## Given data

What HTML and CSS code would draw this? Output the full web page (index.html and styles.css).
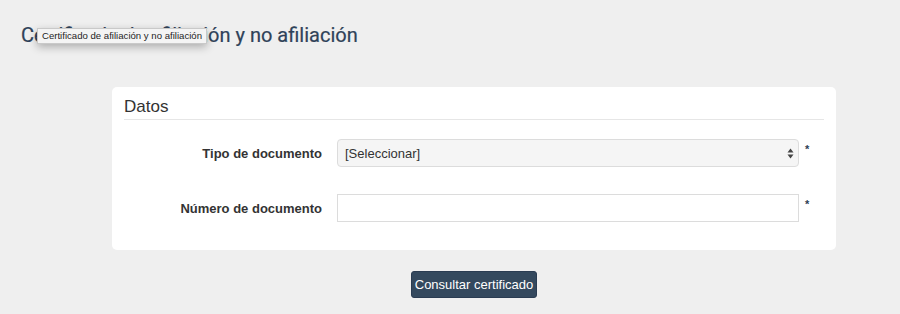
FILE: index.html
```html
<!DOCTYPE html>
<html lang="es">
<head>
<meta charset="utf-8">
<title>Certificado de afiliación y no afiliación</title>
<link rel="stylesheet" href="styles.css">
</head>
<body>
<main class="page">
  <header class="head">
    <h1 class="title">Certificado de afiliación y no afiliación</h1>
    <div class="tooltip">Certificado de afiliación y no afiliación</div>
  </header>
  <section class="wrap">
    <div class="panel">
      <h2 class="legend">Datos</h2>
      <div class="row">
        <label class="label">Tipo de documento</label>
        <div class="select">
          <span class="select-text">[Seleccionar]</span>
          <svg class="arrows" width="7" height="11" viewBox="0 0 7 11"><path d="M3.5 0.5 L6.5 4.5 H0.5 Z M3.5 10.5 L6.5 6.5 H0.5 Z" fill="#444"/></svg>
        </div>
        <span class="req">*</span>
      </div>
      <div class="row row-second">
        <label class="label">Número de documento</label>
        <div class="input"></div>
        <span class="req">*</span>
      </div>
    </div>
    <div class="actions">
      <button class="btn" type="button">Consultar certificado</button>
    </div>
  </section>
</main>
</body>
</html>
```

FILE: styles.css
```css
html, body {
  margin: 0;
  padding: 0;
  background: #efefef;
}
body {
  font-family: "Liberation Sans", Arial, sans-serif;
  color: #333;
}
.page {
  padding: 23px 0 0 0;
}
.head {
  position: relative;
  padding-left: 21px;
}
.title {
  margin: 0;
  font-family: Roboto, "Liberation Sans", sans-serif;
  font-size: 20px;
  line-height: 24px;
  font-weight: 400;
  color: #2f4259;
  -webkit-text-stroke: 0.2px #2f4259;
}
.tooltip {
  position: absolute;
  left: 37px;
  top: 5px;
  height: 14px;
  line-height: 14px;
  padding: 0 4px;
  font-size: 9.6px;
  color: #1e1e1e;
  background: #f4f4f4;
  border: 1px solid #c9c9c9;
  box-shadow: 0 3px 8px rgba(0,0,0,0.28);
  white-space: nowrap;
}
.wrap {
  margin: 40px 0 0 112px;
  width: 724px;
}
.panel {
  background: #fff;
  border-radius: 5px;
  padding: 10px 12px 28px 12px;
}
.legend {
  margin: 0;
  font-size: 17px;
  line-height: 20px;
  font-weight: normal;
  color: #333;
  padding-bottom: 2px;
  border-bottom: 1px solid #e6e6e6;
  margin-bottom: 19px;
}
.row {
  display: grid;
  grid-template-columns: 198px 462px auto;
  column-gap: 15px;
  align-items: center;
  height: 28px;
}
.row-second {
  margin-top: 27px;
}
.label {
  text-align: right;
  font-weight: bold;
  font-size: 13px;
  color: #333;
}
.select {
  box-sizing: border-box;
  height: 28px;
  background: #f5f5f5;
  border: 1px solid #dcdcdc;
  border-radius: 4px;
  display: flex;
  align-items: center;
  justify-content: space-between;
  padding: 0 4px 0 7px;
  font-size: 13px;
  color: #333;
}
.arrows {
  display: block;
}
.input {
  box-sizing: border-box;
  height: 28px;
  background: #fff;
  border: 1px solid #dcdcdc;
}
.req {
  margin-left: -9px;
  align-self: start;
  margin-top: 4px;
  font-size: 11px;
  font-weight: bold;
  color: #2c3e55;
}
.actions {
  display: flex;
  justify-content: center;
  padding-top: 21px;
}
.btn {
  height: 27px;
  width: 126px;
  padding: 0;
  border: 1px solid #2a3c52;
  border-radius: 3px;
  background: #34495e;
  color: #fff;
  font-family: "Liberation Sans", Arial, sans-serif;
  font-size: 13px;
}
```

## Task to complete
Send back the data above word for word, with the pictures left out.

## Complete response
What HTML and CSS code would draw this? Output the full web page (index.html and styles.css).
FILE: index.html
```html
<!DOCTYPE html>
<html lang="es">
<head>
<meta charset="utf-8">
<title>Certificado de afiliación y no afiliación</title>
<link rel="stylesheet" href="styles.css">
</head>
<body>
<main class="page">
  <header class="head">
    <h1 class="title">Certificado de afiliación y no afiliación</h1>
    <div class="tooltip">Certificado de afiliación y no afiliación</div>
  </header>
  <section class="wrap">
    <div class="panel">
      <h2 class="legend">Datos</h2>
      <div class="row">
        <label class="label">Tipo de documento</label>
        <div class="select">
          <span class="select-text">[Seleccionar]</span>
          <svg class="arrows" width="7" height="11" viewBox="0 0 7 11"><path d="M3.5 0.5 L6.5 4.5 H0.5 Z M3.5 10.5 L6.5 6.5 H0.5 Z" fill="#444"/></svg>
        </div>
        <span class="req">*</span>
      </div>
      <div class="row row-second">
        <label class="label">Número de documento</label>
        <div class="input"></div>
        <span class="req">*</span>
      </div>
    </div>
    <div class="actions">
      <button class="btn" type="button">Consultar certificado</button>
    </div>
  </section>
</main>
</body>
</html>
```

FILE: styles.css
```css
html, body {
  margin: 0;
  padding: 0;
  background: #efefef;
}
body {
  font-family: "Liberation Sans", Arial, sans-serif;
  color: #333;
}
.page {
  padding: 23px 0 0 0;
}
.head {
  position: relative;
  padding-left: 21px;
}
.title {
  margin: 0;
  font-family: Roboto, "Liberation Sans", sans-serif;
  font-size: 20px;
  line-height: 24px;
  font-weight: 400;
  color: #2f4259;
  -webkit-text-stroke: 0.2px #2f4259;
}
.tooltip {
  position: absolute;
  left: 37px;
  top: 5px;
  height: 14px;
  line-height: 14px;
  padding: 0 4px;
  font-size: 9.6px;
  color: #1e1e1e;
  background: #f4f4f4;
  border: 1px solid #c9c9c9;
  box-shadow: 0 3px 8px rgba(0,0,0,0.28);
  white-space: nowrap;
}
.wrap {
  margin: 40px 0 0 112px;
  width: 724px;
}
.panel {
  background: #fff;
  border-radius: 5px;
  padding: 10px 12px 28px 12px;
}
.legend {
  margin: 0;
  font-size: 17px;
  line-height: 20px;
  font-weight: normal;
  color: #333;
  padding-bottom: 2px;
  border-bottom: 1px solid #e6e6e6;
  margin-bottom: 19px;
}
.row {
  display: grid;
  grid-template-columns: 198px 462px auto;
  column-gap: 15px;
  align-items: center;
  height: 28px;
}
.row-second {
  margin-top: 27px;
}
.label {
  text-align: right;
  font-weight: bold;
  font-size: 13px;
  color: #333;
}
.select {
  box-sizing: border-box;
  height: 28px;
  background: #f5f5f5;
  border: 1px solid #dcdcdc;
  border-radius: 4px;
  display: flex;
  align-items: center;
  justify-content: space-between;
  padding: 0 4px 0 7px;
  font-size: 13px;
  color: #333;
}
.arrows {
  display: block;
}
.input {
  box-sizing: border-box;
  height: 28px;
  background: #fff;
  border: 1px solid #dcdcdc;
}
.req {
  margin-left: -9px;
  align-self: start;
  margin-top: 4px;
  font-size: 11px;
  font-weight: bold;
  color: #2c3e55;
}
.actions {
  display: flex;
  justify-content: center;
  padding-top: 21px;
}
.btn {
  height: 27px;
  width: 126px;
  padding: 0;
  border: 1px solid #2a3c52;
  border-radius: 3px;
  background: #34495e;
  color: #fff;
  font-family: "Liberation Sans", Arial, sans-serif;
  font-size: 13px;
}
```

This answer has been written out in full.